Aunque a menudo asociamos estos efectos del frío a la temperatura exterior, hay bastantes evidencias de que las bajas temperaturas en el interior de las casas tiene un efecto importante en la salud. Un estudio en el Reino Unido mostró cómo los efectos de las variaciones en el termómetro son mucho más acusados en los hogares con peor eficiencia energética, y se estimó que un 22% del exceso de mortalidad en invierno sería evitable si el 25% de casas más frías tuvieran la misma temperatura que el 25% de casas más calientes. Teniendo en cuenta las evidencias existentes, la Organización Mundial de la Salud (OMS) recomienda mantener una temperatura de 21 ºC en el comedor o sala de estar y 18ºC en el resto de las habitaciones.
El pasado mes de octubre, Eduardo Montes, presidente de la patronal eléctrica UNESA, hizo unas polémicas declaraciones que partían de una obviedad: pobreza general y pobreza energética van ligadas. Así, según Montes, no se debe diferenciar la pobreza energética de la pobreza general y lo que hay que hacer es combatir esta última. La evidencia científica desmiente este argumento, ya que hay diferentes estudios que muestran que, con independencia del nivel socioeconómico, hay efectos en la salud que son imputables específicamente a la pobreza energética, y las intervenciones para paliar la pobreza energética tienen un impacto positivo directo en la salud.
Varias investigaciones han evaluado el impacto de intervenciones dirigidas a combatir la pobreza energética y que incrementaban la temperatura interior. Estos estudios, realizados en países como el Reino Unido, Escocia, Irlanda y Nueva Zelanda, han mostrado impactos positivos importantes tales como una disminución del incremento de mortalidad asociada al frío y de las enfermedades cardiovasculares como la hipertensión, una mejora del estado general de salud y la funcionalidad física, una caída de los síntomas de ansiedad y depresión, bajada de los problemas ocasionados por la artritis y el reumatismo, que haya menos de los casos de gripe, resfriados y otros problemas respiratorios y menos días de baja laboral.
Un aspecto especialmente punzante de la pobreza energética es que sus efectos son más notables en niños, especialmente, pero no únicamente en cuanto a la salud respiratoria.
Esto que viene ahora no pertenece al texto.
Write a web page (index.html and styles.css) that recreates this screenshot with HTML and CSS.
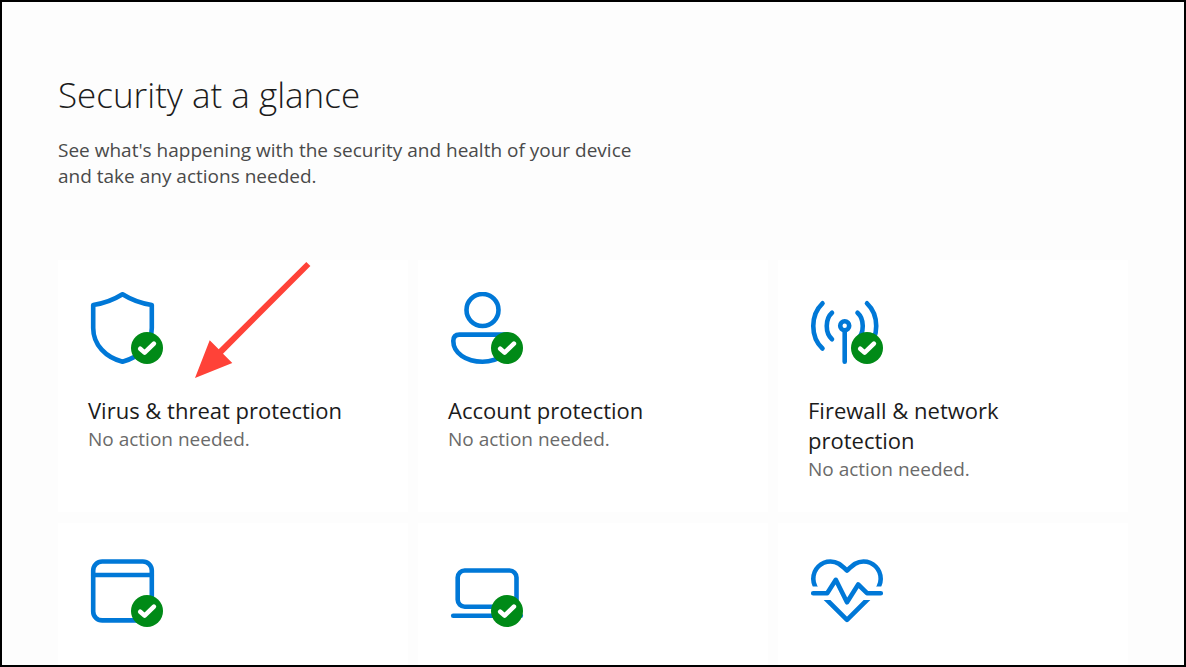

De la misma manera que en los adultos, los estudios sobre intervenciones en niños han mostrado un impacto positivo tanto en la reducción de la morbilidad respiratoria como en otros indicadores tales como los índices ponderales y de crecimiento, las visitas médicas a servicios de urgencias, o en un balance calórico de la dieta más adecuado. Hay que tener en cuenta que los niños que viven en hogares fríos necesitan más calorías que los otros para mantener unos niveles de crecimiento adecuados. Así pues, la pobreza energética tiene una incidencia en la pobreza alimentaria, especialmente grave en niños ya que las condiciones de vida en la infancia predicen el riesgo futuro de enfermedades cuando somos adultos.
Estas evidencias deberían ser suficientes para que existieran políticas públicas específicamente dirigidas a garantizar unos estándares de temperatura en el interior de los hogares adecuados para la protección de la salud y así mitigar los efectos de la pobreza energética. Las intervenciones en este ámbito deberían incluir una mejora de la información sobre la población afectada con especial atención a los grupos de población más vulnerables y especialmente de la población infantil. La falta de estudios realizados en nuestro país es un indicador de la falta de atención que hasta ahora ha merecido este problema. Tomar medidas para paliar la pobreza energética es, además de una cuestión de justicia social, un elemento más para reducir las desigualdades en salud.
Xavier Basagaña y Josep Mª Antó son investigadores del Centro de Investigación en Epidemiología Ambiental (CREAL), centro aliado de ISGlobal.